Wenn ein Album aber einem Rezensenten nicht gefällt, nimmt der Künstler das persönlich. Das sollte er zwar nicht, ist aber absolut nachvollziehbar. Monate- oder gar jahrelange Arbeit, Herzblut und viel Persönliches stecken in den meisten Alben. Und dann kommt so ein Skinny daher und hat nur schlechte Worte für dieses Baby übrig. Das kann der Interpret natürlich schwer nachvollziehen – wäre er nicht überzeugt von seinem Werk, würde er es nicht veröffentlichen. Aber mein Job ist es nunmal, meine ehrliche Meinung zu diesem Werk kundzutun, zu erklären und zu belegen. Meine subjektive Meinung. Eine Review ist nichts anderes als der Eindruck einer einzelnen Person – es gibt keinen Anlass, das persönlich zu nehmen. Es gibt noch viel weniger Anlass, daraufhin persönlich und beleidigend zu werden. Weder für den Künstler, noch für dessen Fans.

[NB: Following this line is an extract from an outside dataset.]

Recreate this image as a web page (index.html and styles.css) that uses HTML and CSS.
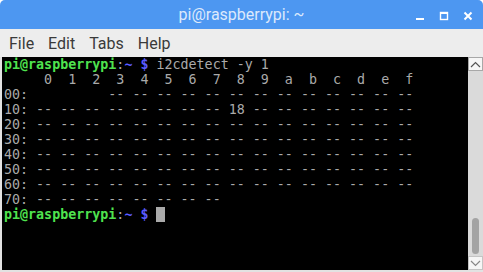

Dass die Fans sich davon angegriffen fühlen, ist ohnehin der größte Hohn. Weil jemand ihre Meinung nicht teilt, ist er ein Hurensohn? Man muss sich vor Augen halten, dass eine Review je nach Autor komplett anders ausfallen kann. Wer von Objektivität redet, weiß nicht, was eine Review ist. Neutralität ist gefragt – also sich nicht von persönlichen Gefühlen leiten zu lassen. Wenn ich einen Rapper unsympathisch finde, der aber ein Album macht, das mir gefällt, dann bewerte ich das nicht schlechter, nur weil mir der Typ nicht passt. Aber diese Objektivität, von der gelabert wird, hieße, dass man ein Album lediglich nach empirischen Maßstäben bewertet. Dann könnte man die Reimsilben zählen, oder die Punchlinedichte. Es gilt sich also damit abzufinden, dass eine negative Review lediglich auf dem Geschmack des Rezensenten beruht – ganz ohne Hintergedanken. Niemand mit gesundem Menschenverstand erwartet, dass sein Werk jedem einzelnen Menschen gefällt. Und wenn man halt Pech hat, gerät man an jemanden, dem es nicht gefällt. Eine Review zu lesen, reicht also nicht aus, um sich ein Bild von einem Album zu machen. Wenn aber ein Großteil aller veröffentlichten Reviews negativ ausfällt, dann sollte man sich vielleicht mal Gedanken machen, statt wahllos umher zu pöbeln.